Liputan6.com, Jakarta Upaya Pemerintah untuk mengendalikan penyakit DBD dengan pelepasan nyamuk Wolbachia ternyata terkendala hoaks. Hal ini disampaikan Direktur Pencegahan dan Pengendalian Penyakit Menular Kementerian Kesehatan (Kemenkes) Imran Pambudi setelah mengevaluasi situasi di Bandung saat ini.
Salah satu hoaks yang beredar di masyarakat adalah teknologi nyamuk Wolbachia merupakan rekayasa genetika. Sehingga teknologi ini disebut lebih berbahaya bagi manusia dibanding pandemi covid-19.
"Minat warga untuk berperan sebagai "orang tua asuh" telur nyamuk ber-Wolbachia menurun seiring paparan kabar bohong atau hoaks. Titik penitipan ember adanya penurunan yang diawal mencapai 350-an ember, namun setelah adanya isu hoaks yang ada pada akhir tahun, menjadi menurun sampai 30 persen titik ember yang tidak mau dititipkan," ujar Imran dilansir Antara.
"Itu sebabnya hasil persentase perkembangbiakan nyamuk aedes aegypti yang diperiksa di alam, saat ini baru mencapai 14 persen dari jumlah yang seharusnya berada di kisaran 35 persen," katanya menambahkan.
Inovasi program penanggulangan dengue berteknologi nyamuk ber-Wolbachia telah melalui uji coba yang dilakukan Universitas Gadjah Mada (UGM), Yayasan Tahija, dan Monash University selama kurang lebih 10 tahun.

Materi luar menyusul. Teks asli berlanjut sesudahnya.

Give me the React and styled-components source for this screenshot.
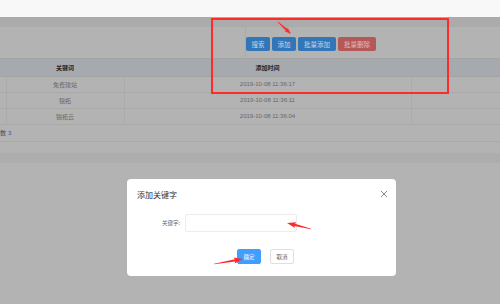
import React from "react";
import styled, { createGlobalStyle } from "styled-components";

const Global = createGlobalStyle`
  html, body { margin: 0; padding: 0; }
  body {
    width: 500px; height: 304px; overflow: hidden;
    background: #b3b3b3;
    font-family: "Liberation Sans", "Noto Sans CJK SC", sans-serif;
  }
`;

const Page = styled.div`
  position: relative;
  width: 500px;
  height: 304px;
  overflow: hidden;
  background: #b3b3b3;
`;

const TopStrip = styled.div`
  height: 17px;
  background: #f8f8f8;
`;

const Band = styled.div`
  height: ${(p) => p.$h}px;
  background: ${(p) => p.$bg};
`;

const Toolbar = styled.div`
  height: 32px;
  display: flex;
  background: #b3b3b3;
  border-bottom: 1px solid #a4a4a4;
  box-sizing: border-box;
`;

const ToolbarSpacer = styled.div`
  width: 245px;
  border-right: 1px solid #a9a9a9;
`;

const ButtonGroup = styled.div`
  display: flex;
  gap: 2px;
  padding-top: 10px;
  align-items: flex-start;
`;

const ToolButton = styled.div`
  height: 14px;
  width: ${(p) => p.$w}px;
  border-radius: 2px;
  background: ${(p) => (p.$danger ? "#b55858" : "#3276b8")};
  color: ${(p) => (p.$danger ? "#e3bcbc" : "#c6d6e8")};
  font-size: 6.5px;
  display: flex;
  align-items: center;
  justify-content: center;
`;

const Table = styled.table`
  border-collapse: collapse;
  table-layout: fixed;
  width: 500px;
`;

const HeadRow = styled.tr`
  height: 17px;
  background: #a6a9ad;
`;

const Th = styled.th`
  padding: 0;
  font-size: 6px;
  font-weight: bold;
  color: #262626;
  text-align: center;
  border-bottom: 1px solid #a3a3a3;
`;

const Row = styled.tr`
  height: 16px;
  background: #b3b3b3;
`;

const Td = styled.td`
  padding: 0;
  font-size: 6px;
  color: #676767;
  text-align: center;
  border-bottom: 1px solid #a9a9a9;
  border-left: ${(p) => (p.$first ? "none" : "1px solid #ababab")};
`;

const Summary = styled.div`
  height: 16px;
  display: flex;
  align-items: center;
  gap: 2px;
  font-size: 6px;
  color: #4a4a4a;
  border-bottom: 1px solid #a9a9a9;
`;

const Count = styled.span`
  color: #3d46c8;
`;

const Modal = styled.div`
  position: absolute;
  left: 127px;
  top: 179px;
  width: 269px;
  height: 97px;
  background: #ffffff;
  border-radius: 4px;
  box-sizing: border-box;
  display: flex;
  flex-direction: column;
`;

const ModalHeader = styled.div`
  display: flex;
  justify-content: space-between;
  align-items: center;
  padding: 9px 8px 0 10px;
  height: 12px;
`;

const ModalTitle = styled.div`
  font-size: 8px;
  color: #303133;
  font-family: "Noto Sans CJK SC", sans-serif;
`;

const Close = styled.div`
  width: 9px;
  height: 9px;
  display: flex;
  align-items: center;
  justify-content: center;
`;

const FormRow = styled.div`
  display: flex;
  align-items: center;
  margin-top: 14px;
`;

const Label = styled.div`
  width: 53px;
  text-align: right;
  font-size: 5.5px;
  color: #606266;
  font-family: "Noto Sans CJK SC", sans-serif;
`;

const Input = styled.div`
  margin-left: 5px;
  width: 112px;
  height: 18px;
  border: 1px solid #ececec;
  border-radius: 2px;
  box-sizing: border-box;
`;

const Footer = styled.div`
  display: flex;
  gap: 9px;
  padding-left: 110px;
  margin-top: 17px;
`;

const ModalButton = styled.div`
  width: 24px;
  height: 15px;
  box-sizing: border-box;
  border-radius: 2px;
  font-size: 5.5px;
  display: flex;
  align-items: center;
  justify-content: center;
  font-family: "Noto Sans CJK SC", sans-serif;
  background: ${(p) => (p.$primary ? "#409eff" : "#ffffff")};
  color: ${(p) => (p.$primary ? "#ffffff" : "#606266")};
  border: 1px solid ${(p) => (p.$primary ? "#409eff" : "#dcdfe6")};
`;

const Highlight = styled.div`
  position: absolute;
  left: 211px;
  top: 18px;
  width: 238px;
  height: 76px;
  border: 2px solid #ff2b2b;
  box-sizing: border-box;
  pointer-events: none;
`;

const AnnotationLayer = styled.svg`
  position: absolute;
  left: 0;
  top: 0;
  pointer-events: none;
`;

function arrowPoints(x1, y1, x2, y2, headLen = 8, headW = 6) {
  const dx = x2 - x1, dy = y2 - y1;
  const len = Math.hypot(dx, dy);
  const ux = dx / len, uy = dy / len;
  const nx = -uy, ny = ux;
  const neckX = x2 - ux * headLen, neckY = y2 - uy * headLen;
  const pts = [
    [x1 + nx * 0.3, y1 + ny * 0.3],
    [neckX + nx * 1.1, neckY + ny * 1.1],
    [neckX + nx * headW / 2 - ux * 1, neckY + ny * headW / 2 - uy * 1],
    [x2, y2],
    [neckX - nx * headW / 2 - ux * 1, neckY - ny * headW / 2 - uy * 1],
    [neckX - nx * 1.1, neckY - ny * 1.1],
    [x1 - nx * 0.3, y1 - ny * 0.3],
  ];
  return pts.map((p) => p.map((v) => v.toFixed(2)).join(",")).join(" ");
}

const rows = [
  ["免费建站", "2019-10-08 11:36:17"],
  ["锦拓", "2019-10-08 11:36:11"],
  ["锦拓云", "2019-10-08 11:36:04"],
];

export default function App() {
  return (
    <Page>
      <Global />
      <TopStrip />
      <Band $h={10} $bg="#ababab" />
      <Toolbar>
        <ToolbarSpacer />
        <ButtonGroup>
          <ToolButton $w={24}>搜索</ToolButton>
          <ToolButton $w={24}>添加</ToolButton>
          <ToolButton $w={38}>批量添加</ToolButton>
          <ToolButton $w={38} $danger>批量删除</ToolButton>
        </ButtonGroup>
      </Toolbar>
      <Table>
        <colgroup>
          <col style={{ width: 6 }} />
          <col style={{ width: 118 }} />
          <col style={{ width: 287 }} />
          <col style={{ width: 89 }} />
        </colgroup>
        <thead>
          <HeadRow>
            <Th />
            <Th>关键词</Th>
            <Th>添加时间</Th>
            <Th />
          </HeadRow>
        </thead>
        <tbody>
          {rows.map(([k, t]) => (
            <Row key={t}>
              <Td $first />
              <Td>{k}</Td>
              <Td>{t}</Td>
              <Td />
            </Row>
          ))}
        </tbody>
      </Table>
      <Summary>
        <span>数</span>
        <Count>3</Count>
      </Summary>
      <Band $h={11} $bg="#b3b3b3" />
      <Band $h={10} $bg="#adadad" />

      <Modal>
        <ModalHeader>
          <ModalTitle>添加关键字</ModalTitle>
          <Close>
            <svg width="8" height="8" viewBox="0 0 8 8">
              <path d="M1 1 L7 7 M7 1 L1 7" stroke="#7a7a7a" strokeWidth="0.9" />
            </svg>
          </Close>
        </ModalHeader>
        <FormRow>
          <Label>关键字:</Label>
          <Input />
        </FormRow>
        <Footer>
          <ModalButton $primary>确定</ModalButton>
          <ModalButton>取消</ModalButton>
        </Footer>
      </Modal>

      <Highlight />
      <AnnotationLayer width="500" height="304" viewBox="0 0 500 304">
        <polygon points={arrowPoints(278, 22, 291, 34, 6, 5)} fill="#ff2b2b" />
        <polygon points={arrowPoints(311, 229, 287, 223, 8, 6)} fill="#ff2b2b" />
        <polygon points={arrowPoints(214, 264, 243, 259, 8, 6)} fill="#ff2b2b" />
      </AnnotationLayer>
    </Page>
  );
}
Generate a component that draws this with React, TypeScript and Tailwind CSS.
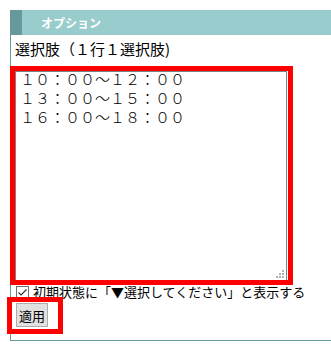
import React, { useState } from 'react';

const jp = { fontFamily: '"Noto Sans CJK JP", "Noto Sans", sans-serif' };

const App: React.FC = () => {
  const [text, setText] = useState('１０：００～１２：００\n１３：００～１５：００\n１６：００～１８：００');
  const [initial, setInitial] = useState(true);

  return (
    <div className="relative w-[331px] h-[353px] bg-white pt-[10px] pl-[10px]" style={jp}>
      <div className="border-l border-b border-[#669999] h-[331px]">
        <div className="flex h-[25px] bg-[#99cccc]">
          <div className="w-[11px] bg-[#669999]" />
          <span className="ml-[19px] text-[12px] font-bold leading-[25px] text-white">オプション</span>
        </div>
        <div className="pl-[4px]">
          <p className="mt-[4px] text-[15px] leading-[20px] text-black">選択肢（１行１選択肢)</p>
          <div className="mt-[12px] w-[272px] h-[210px] border border-[#808080] overflow-hidden">
            <textarea
              value={text}
              onChange={e => setText(e.target.value)}
              className="-mt-[3px] block w-full h-[211px] border-0 px-[4px] pt-0 text-[15px] font-light leading-[19px] text-black outline-none resize-none"
              style={jp}
            />
          </div>
          <label
            className="mt-[3px] flex items-center gap-[4px] text-[13px] leading-[16px] text-black"
            onClick={() => setInitial(v => !v)}
          >
            <span className="ml-[1px] flex w-[13px] h-[13px] items-center justify-center border border-[#707070] bg-white">
              {initial && (
                <svg width="11" height="11" viewBox="0 0 11 11" fill="none">
                  <path d="M1.5 5.5 L4 8 L9.5 2.5" stroke="#333" strokeWidth="1.2" />
                </svg>
              )}
            </span>
            初期状態に「▼選択してください」と表示する
          </label>
          <button className="mt-[3px] ml-[1px] w-[32px] h-[24px] border border-[#adadad] bg-[#e1e1e1] text-[13px] leading-none text-black">
            適用
          </button>
        </div>
      </div>

      {/* resize grip dots */}
      <svg className="pointer-events-none absolute left-[276px] top-[270px]" width="9" height="9" viewBox="0 0 9 9">
        <rect x="6" y="0" width="2" height="2" fill="#b0b0b0" />
        <rect x="3" y="3" width="2" height="2" fill="#b0b0b0" />
        <rect x="6" y="3" width="2" height="2" fill="#b0b0b0" />
        <rect x="0" y="6" width="2" height="2" fill="#b0b0b0" />
        <rect x="3" y="6" width="2" height="2" fill="#b0b0b0" />
        <rect x="6" y="6" width="2" height="2" fill="#b0b0b0" />
      </svg>

      <div className="pointer-events-none absolute left-[10px] top-[66px] w-[283px] h-[219px] border-[5px] border-[#ff0000]" />
      <div className="pointer-events-none absolute left-[7px] top-[297px] w-[56px] h-[37px] border-[5px] border-[#ff0000]" />
    </div>
  );
};

export default App;
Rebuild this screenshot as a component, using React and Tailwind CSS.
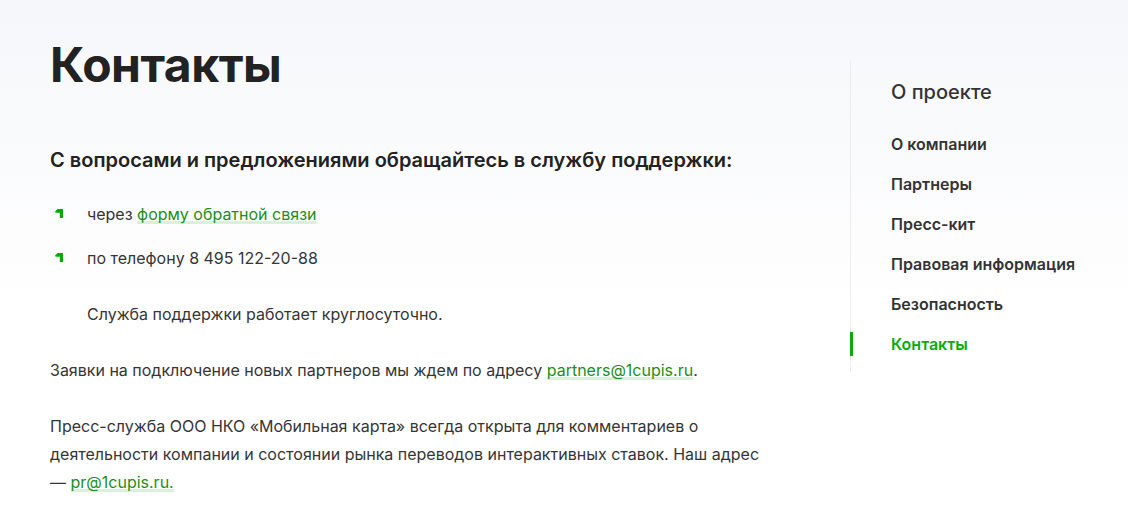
import React from "react";

function Bullet() {
  return (
    <svg width="8" height="9" viewBox="0 0 8 9" className="shrink-0 mt-[-2px]">
      <polygon points="0,2.6 2.6,0 8,0 8,9 4.8,9 4.8,3.8 0.6,3.8" fill="#0aa80a" />
    </svg>
  );
}

function Link({ children }) {
  return (
    <a
      href="#"
      className="text-[#1a8f1a] bg-[linear-gradient(#d9f1d9,#d9f1d9)] bg-no-repeat bg-[length:100%_3px] bg-bottom"
    >
      {children}
    </a>
  );
}

export default function App() {
  const items = ["О компании", "Партнеры", "Пресс-кит", "Правовая информация", "Безопасность"];
  return (
    <div
      className="w-[1128px] h-[532px] bg-linear-to-b from-[#f6f7fa] to-white to-60% text-[#353535] flex overflow-hidden"
      style={{ fontFamily: "Inter, 'Noto Sans', sans-serif" }}
    >
      <main className="w-[850px] pl-[50px] pt-[37px] shrink-0">
        <h1 className="text-[48px] leading-[56px] font-bold text-[#222] tracking-[-0.5px]">Контакты</h1>
        <h2 className="mt-[53px] text-[20px] leading-[28px] font-semibold text-[#222]">
          С вопросами и предложениями обращайтесь в службу поддержки:
        </h2>
        <ul className="mt-[26px] flex flex-col gap-4 text-[16px] leading-[28px]">
          <li className="flex items-center">
            <span className="w-[37px] flex pl-[5px]"><Bullet /></span>
            <span>через <Link>форму обратной связи</Link></span>
          </li>
          <li className="flex items-center">
            <span className="w-[37px] flex pl-[5px]"><Bullet /></span>
            <span>по телефону 8 495 122-20-88</span>
          </li>
        </ul>
        <p className="mt-[28px] pl-[37px] text-[16px] leading-[28px]">Служба поддержки работает круглосуточно.</p>
        <p className="mt-[28px] text-[16px] leading-[28px]">
          Заявки на подключение новых партнеров мы ждем по адресу <Link>partners@1cupis.ru</Link>.
        </p>
        <p className="mt-[28px] text-[16px] leading-[28px] w-[716px]">
          Пресс-служба ООО НКО «Мобильная карта» всегда открыта для комментариев о деятельности компании и состоянии рынка переводов интерактивных ставок. Наш адрес — <Link>pr@1cupis.ru.</Link>
        </p>
      </main>
      <div className="pt-[60px]">
        <aside className="border-l border-[#ececee] pl-10 pt-[18px] pb-[16px] pr-6">
          <div className="text-[20px] leading-[28px] font-medium text-[#333]">О проекте</div>
          <ul className="mt-[26px] flex flex-col gap-4 text-[16px] leading-[24px] font-semibold text-[#333]">
            {items.map((t) => (
              <li key={t}>{t}</li>
            ))}
            <li className="relative text-[#0aab0a]">
              <span className="absolute left-[-41px] top-0 w-[3px] h-[24px] bg-[#0aab0a]" />
              Контакты
            </li>
          </ul>
        </aside>
      </div>
    </div>
  );
}
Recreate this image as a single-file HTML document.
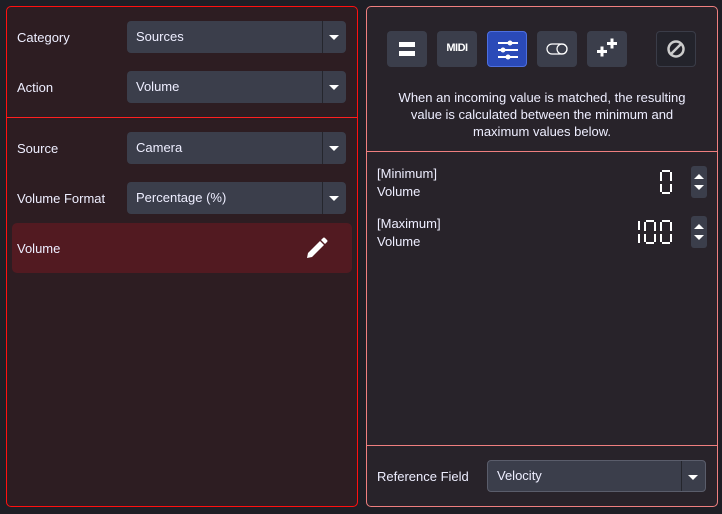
<!DOCTYPE html>
<html><head><meta charset="utf-8"><style>
*{margin:0;padding:0;box-sizing:border-box}
body{width:722px;height:514px;background:#1e1e25;font-family:"Liberation Sans",sans-serif;font-size:13px;color:#eef;position:relative;overflow:hidden}
.a{position:absolute}
.lp{left:6px;top:6px;width:352px;height:501px;border:1.5px solid #ff1010;border-radius:5px;background:#2d1d22}
.rp{left:366px;top:6px;width:352px;height:501px;border:1.5px solid #ef7f7f;border-radius:5px;background:#28232a}
.lbl{position:absolute;line-height:16px}
.sel{position:absolute;height:32px;background:#3b3e4b;border-radius:4px}
.sel span{position:absolute;left:9px;top:8px}
.sel i{position:absolute;right:0;top:0;width:24px;height:32px;border-left:1px solid #25262d}
.sel i:after{content:"";position:absolute;left:6px;top:14px;border-left:5px solid transparent;border-right:5px solid transparent;border-top:5px solid #fff}
.btn{position:absolute;top:31px;width:40px;height:36px;border-radius:4px;background:#3b3e4b}
.spin{position:absolute;left:691px;width:16px;height:32px;background:#3b3e4b;border-radius:3px}
.spin:before{content:"";position:absolute;left:3px;top:8px;border-left:5px solid transparent;border-right:5px solid transparent;border-bottom:5px solid #fff}
.spin:after{content:"";position:absolute;left:3px;top:19px;border-left:5px solid transparent;border-right:5px solid transparent;border-top:5px solid #fff}
</style></head><body>
<div class="a lp"></div>
<div class="a rp"></div>

<div class="lbl" style="left:17px;top:30px">Category</div>
<div class="sel" style="left:127px;top:21px;width:219px"><span>Sources</span><i></i></div>
<div class="lbl" style="left:17px;top:80px">Action</div>
<div class="sel" style="left:127px;top:71px;width:219px"><span>Volume</span><i></i></div>
<div class="a" style="left:7px;top:117px;width:350px;height:1px;background:#ff2020"></div>
<div class="lbl" style="left:17px;top:141px">Source</div>
<div class="sel" style="left:127px;top:132px;width:219px"><span>Camera</span><i></i></div>
<div class="lbl" style="left:17px;top:191px">Volume Format</div>
<div class="sel" style="left:127px;top:182px;width:219px"><span>Percentage (%)</span><i></i></div>
<div class="a" style="left:12px;top:223px;width:340px;height:50px;background:#521a21;border-radius:5px"></div>
<div class="lbl" style="left:17px;top:241px">Volume</div>
<svg class="a" style="left:305px;top:236px" width="24" height="24" viewBox="0 0 24 24"><path d="M2 22 L3 17 L15 5 L19 9 L7 21 Z M16 4 L18 2 Q19 1 20 2 L22 4 Q23 5 22 6 L20 8 Z" fill="#fff"/></svg>

<div class="btn" style="left:387px"><div class="a" style="left:12px;top:11px;width:16px;height:5px;background:#fff"></div><div class="a" style="left:12px;top:20px;width:16px;height:5px;background:#fff"></div></div>
<div class="btn" style="left:437px"><div class="a" style="left:0;top:11px;width:40px;text-align:center;font-weight:bold;font-size:11px;letter-spacing:-0.5px;color:#fff">MIDI</div></div>
<div class="btn" style="left:487px;background:#2a4ab8;border:1px solid #4d6fe0">
<svg class="a" style="left:9px;top:7px" width="22" height="22" viewBox="0 0 22 22" fill="#fff"><rect x="1" y="3" width="20" height="2"/><rect x="1" y="10" width="20" height="2"/><rect x="1" y="17" width="20" height="2"/><circle cx="13" cy="4" r="2.5"/><circle cx="6" cy="11" r="2.5"/><circle cx="11" cy="18" r="2.5"/></svg></div>
<div class="btn" style="left:537px"><svg class="a" style="left:9px;top:11px" width="22" height="14" viewBox="0 0 22 14" fill="none" stroke="#fff" stroke-width="1.2"><rect x="1" y="2" width="20" height="10" rx="5"/><circle cx="16" cy="7" r="5"/></svg></div>
<div class="btn" style="left:587px"><svg class="a" style="left:9px;top:6px" width="22" height="24" viewBox="0 0 22 24" fill="#fff"><rect x="1" y="13" width="10" height="3"/><rect x="4.5" y="9.5" width="3" height="10"/><rect x="11" y="5" width="10" height="3"/><rect x="14.5" y="1.5" width="3" height="10"/></svg></div>
<div class="btn" style="left:656px;background:#23232b;border:1px solid #3a3c48"><svg class="a" style="left:9px;top:7px" width="20" height="20" viewBox="0 0 20 20" fill="none" stroke="#ccc" stroke-width="2.5"><circle cx="10" cy="10" r="7.5"/><line x1="5" y1="15" x2="15" y2="5"/></svg></div>

<div class="a" style="left:386px;top:89px;width:312px;text-align:center;line-height:17px">When an incoming value is matched, the resulting value is calculated between the minimum and maximum values below.</div>
<div class="a" style="left:367px;top:151px;width:350px;height:1px;background:#ef7f7f"></div>

<div class="lbl" style="left:377px;top:165px;line-height:18px">[Minimum]<br>Volume</div>
<div class="lbl" style="left:377px;top:215px;line-height:18px">[Maximum]<br>Volume</div>
<svg class="a" style="left:630px;top:165px" width="50" height="85" fill="none" stroke="#fff" stroke-width="2">
<path d="M32 6 H40 M31 7 V16 M41 7 V16 M31 19 V27 M41 19 V27 M32 28 H40"/>
<path d="M9 56 V65 M9 69 V78"/>
<path d="M16 56 H24 M15 57 V66 M25 57 V66 M15 69 V77 M25 69 V77 M16 78 H24"/>
<path d="M32 56 H40 M31 57 V66 M41 57 V66 M31 69 V77 M41 69 V77 M32 78 H40"/>
</svg>
<div class="spin" style="top:166px"></div>
<div class="spin" style="top:216px"></div>

<div class="a" style="left:367px;top:445px;width:350px;height:1px;background:#ef7f7f"></div>
<div class="lbl" style="left:377px;top:469px">Reference Field</div>
<div class="sel" style="left:487px;top:460px;width:219px;border:1px solid #5a5d6b"><span style="top:7px">Velocity</span><i style="height:30px"></i></div>
</body></html>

Wolbachia adalah bakteri alami, simbion yang umum ditemukan di hewan arthropoda, dengan mekanisme menghambat replikasi virus dengue yang diperankan oleh Wolbachia.
Hasil penelitian yang berlangsung di Yogyakarta mampu menurunkan 77 persen incidence rate (IR) dengue dan mengurangi risiko perawatan di rumah sakit sebesar 86 persen.